For every line in the data below that contains "this", copy the line.

--- START THE DATA ---

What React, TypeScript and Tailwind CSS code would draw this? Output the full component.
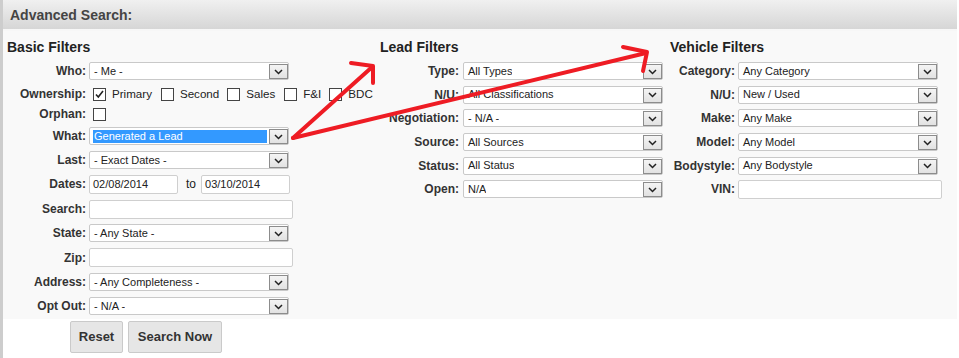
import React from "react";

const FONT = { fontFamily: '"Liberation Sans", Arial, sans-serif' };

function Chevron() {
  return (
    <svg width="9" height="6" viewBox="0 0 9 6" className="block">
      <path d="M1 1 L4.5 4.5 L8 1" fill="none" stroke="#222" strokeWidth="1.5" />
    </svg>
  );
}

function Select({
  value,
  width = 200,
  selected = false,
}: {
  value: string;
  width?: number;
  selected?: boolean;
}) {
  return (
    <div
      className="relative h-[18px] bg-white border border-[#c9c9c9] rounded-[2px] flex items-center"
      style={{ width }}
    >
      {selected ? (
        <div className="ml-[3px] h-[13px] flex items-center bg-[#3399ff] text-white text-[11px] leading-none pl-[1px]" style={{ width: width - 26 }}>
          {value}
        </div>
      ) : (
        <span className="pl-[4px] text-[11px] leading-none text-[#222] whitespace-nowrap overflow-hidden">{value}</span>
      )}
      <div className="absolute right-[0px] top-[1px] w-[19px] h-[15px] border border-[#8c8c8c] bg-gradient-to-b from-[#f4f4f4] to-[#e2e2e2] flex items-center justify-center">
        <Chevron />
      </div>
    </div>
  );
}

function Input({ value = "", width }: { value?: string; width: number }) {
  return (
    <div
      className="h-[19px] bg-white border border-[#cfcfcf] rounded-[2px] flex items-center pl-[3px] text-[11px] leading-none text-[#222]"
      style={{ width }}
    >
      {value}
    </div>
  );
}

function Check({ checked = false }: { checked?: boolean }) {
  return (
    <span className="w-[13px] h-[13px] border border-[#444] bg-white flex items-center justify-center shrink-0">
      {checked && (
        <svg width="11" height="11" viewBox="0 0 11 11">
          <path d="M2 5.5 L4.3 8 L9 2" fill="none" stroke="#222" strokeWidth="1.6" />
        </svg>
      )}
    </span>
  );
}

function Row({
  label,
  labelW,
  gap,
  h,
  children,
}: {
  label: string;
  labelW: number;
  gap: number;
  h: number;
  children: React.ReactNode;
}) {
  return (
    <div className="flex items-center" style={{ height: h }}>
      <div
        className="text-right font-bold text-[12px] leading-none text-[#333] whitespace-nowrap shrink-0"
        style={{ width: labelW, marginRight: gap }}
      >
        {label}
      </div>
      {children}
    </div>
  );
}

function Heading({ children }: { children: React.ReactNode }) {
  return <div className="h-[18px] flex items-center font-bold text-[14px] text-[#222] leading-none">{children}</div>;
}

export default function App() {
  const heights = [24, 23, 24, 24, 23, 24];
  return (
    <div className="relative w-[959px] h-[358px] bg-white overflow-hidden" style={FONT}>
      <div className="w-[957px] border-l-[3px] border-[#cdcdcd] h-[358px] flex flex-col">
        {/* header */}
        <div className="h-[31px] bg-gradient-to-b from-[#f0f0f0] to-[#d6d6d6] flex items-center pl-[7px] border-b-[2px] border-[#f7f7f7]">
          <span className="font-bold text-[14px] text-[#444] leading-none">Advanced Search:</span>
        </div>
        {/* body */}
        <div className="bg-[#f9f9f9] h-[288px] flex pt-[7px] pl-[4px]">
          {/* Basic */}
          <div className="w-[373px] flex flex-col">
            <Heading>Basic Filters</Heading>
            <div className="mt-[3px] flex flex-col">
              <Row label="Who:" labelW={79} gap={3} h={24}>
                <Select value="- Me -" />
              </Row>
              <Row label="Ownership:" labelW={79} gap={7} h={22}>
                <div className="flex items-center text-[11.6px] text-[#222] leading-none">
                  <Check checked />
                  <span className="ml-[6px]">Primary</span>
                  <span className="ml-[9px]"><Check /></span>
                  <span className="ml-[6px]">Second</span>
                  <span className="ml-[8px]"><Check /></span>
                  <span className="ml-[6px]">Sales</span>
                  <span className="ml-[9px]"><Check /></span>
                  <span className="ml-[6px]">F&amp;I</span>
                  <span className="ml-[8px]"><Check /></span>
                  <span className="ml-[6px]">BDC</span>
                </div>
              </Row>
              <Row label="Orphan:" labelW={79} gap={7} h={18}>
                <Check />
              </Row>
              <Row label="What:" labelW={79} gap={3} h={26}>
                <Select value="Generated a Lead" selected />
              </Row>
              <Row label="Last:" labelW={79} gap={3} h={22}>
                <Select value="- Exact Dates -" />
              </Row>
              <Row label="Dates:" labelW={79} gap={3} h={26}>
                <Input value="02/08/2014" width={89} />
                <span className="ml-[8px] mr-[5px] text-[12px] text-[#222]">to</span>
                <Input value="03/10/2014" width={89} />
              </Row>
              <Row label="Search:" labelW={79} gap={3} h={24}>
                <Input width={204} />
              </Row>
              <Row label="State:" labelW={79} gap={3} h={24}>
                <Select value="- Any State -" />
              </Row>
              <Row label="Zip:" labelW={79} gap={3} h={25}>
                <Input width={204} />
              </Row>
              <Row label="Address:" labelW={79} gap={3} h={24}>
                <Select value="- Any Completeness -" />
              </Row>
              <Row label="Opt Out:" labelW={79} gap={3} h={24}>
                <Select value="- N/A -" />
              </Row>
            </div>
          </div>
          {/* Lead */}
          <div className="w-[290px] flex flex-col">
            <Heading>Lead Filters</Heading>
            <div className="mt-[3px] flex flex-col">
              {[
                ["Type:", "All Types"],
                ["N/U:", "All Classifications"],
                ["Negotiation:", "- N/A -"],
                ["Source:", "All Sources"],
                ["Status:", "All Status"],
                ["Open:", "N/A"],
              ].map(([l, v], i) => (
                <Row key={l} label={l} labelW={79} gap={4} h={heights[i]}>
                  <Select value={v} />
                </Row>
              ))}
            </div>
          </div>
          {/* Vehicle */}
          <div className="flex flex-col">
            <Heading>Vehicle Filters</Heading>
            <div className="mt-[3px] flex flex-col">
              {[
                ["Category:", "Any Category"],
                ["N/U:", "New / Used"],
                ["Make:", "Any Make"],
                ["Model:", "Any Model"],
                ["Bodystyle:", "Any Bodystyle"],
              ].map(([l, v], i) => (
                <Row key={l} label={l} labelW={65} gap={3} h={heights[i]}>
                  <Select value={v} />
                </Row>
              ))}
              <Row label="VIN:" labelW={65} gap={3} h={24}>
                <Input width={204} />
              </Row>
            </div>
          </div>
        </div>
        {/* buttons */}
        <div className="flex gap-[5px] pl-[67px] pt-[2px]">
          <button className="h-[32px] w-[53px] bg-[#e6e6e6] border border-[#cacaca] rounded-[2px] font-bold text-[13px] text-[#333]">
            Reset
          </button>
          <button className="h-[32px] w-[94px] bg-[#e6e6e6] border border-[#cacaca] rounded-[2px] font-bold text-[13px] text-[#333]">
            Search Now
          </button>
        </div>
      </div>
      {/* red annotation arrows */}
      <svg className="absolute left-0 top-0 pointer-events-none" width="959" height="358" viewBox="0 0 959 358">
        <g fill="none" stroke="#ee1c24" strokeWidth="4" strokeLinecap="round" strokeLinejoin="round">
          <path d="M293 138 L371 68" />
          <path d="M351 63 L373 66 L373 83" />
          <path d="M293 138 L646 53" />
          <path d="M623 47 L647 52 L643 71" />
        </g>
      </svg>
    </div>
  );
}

--- END THE DATA ---
--- START THE DATA ---

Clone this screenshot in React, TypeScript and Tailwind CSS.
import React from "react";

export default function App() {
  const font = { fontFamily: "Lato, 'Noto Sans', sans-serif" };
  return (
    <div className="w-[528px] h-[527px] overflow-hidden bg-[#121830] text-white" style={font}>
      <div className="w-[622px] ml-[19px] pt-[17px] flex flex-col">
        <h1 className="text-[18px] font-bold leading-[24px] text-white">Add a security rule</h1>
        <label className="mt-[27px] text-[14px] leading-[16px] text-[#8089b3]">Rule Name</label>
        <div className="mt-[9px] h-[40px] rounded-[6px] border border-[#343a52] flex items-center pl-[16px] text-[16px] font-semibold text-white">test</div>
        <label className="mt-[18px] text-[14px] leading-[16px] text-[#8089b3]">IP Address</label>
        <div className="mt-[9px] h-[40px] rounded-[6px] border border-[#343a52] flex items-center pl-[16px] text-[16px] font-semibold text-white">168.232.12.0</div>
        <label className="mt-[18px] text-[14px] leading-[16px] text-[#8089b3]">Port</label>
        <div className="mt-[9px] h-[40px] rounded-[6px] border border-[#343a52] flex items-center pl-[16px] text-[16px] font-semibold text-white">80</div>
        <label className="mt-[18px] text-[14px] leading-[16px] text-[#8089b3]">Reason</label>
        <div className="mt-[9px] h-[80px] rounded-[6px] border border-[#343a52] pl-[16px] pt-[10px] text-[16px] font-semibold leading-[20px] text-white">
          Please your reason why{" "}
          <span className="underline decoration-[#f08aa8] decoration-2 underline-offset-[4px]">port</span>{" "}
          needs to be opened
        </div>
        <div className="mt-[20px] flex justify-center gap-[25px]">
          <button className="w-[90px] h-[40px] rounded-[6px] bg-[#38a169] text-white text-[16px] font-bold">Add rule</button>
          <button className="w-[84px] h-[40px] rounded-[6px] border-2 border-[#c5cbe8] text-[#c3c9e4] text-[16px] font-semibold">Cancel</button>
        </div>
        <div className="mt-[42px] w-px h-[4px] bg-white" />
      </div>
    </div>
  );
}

--- END THE DATA ---

### EXERCISE ANSWER
What React, TypeScript and Tailwind CSS code would draw this? Output the full component.
Clone this screenshot in React, TypeScript and Tailwind CSS.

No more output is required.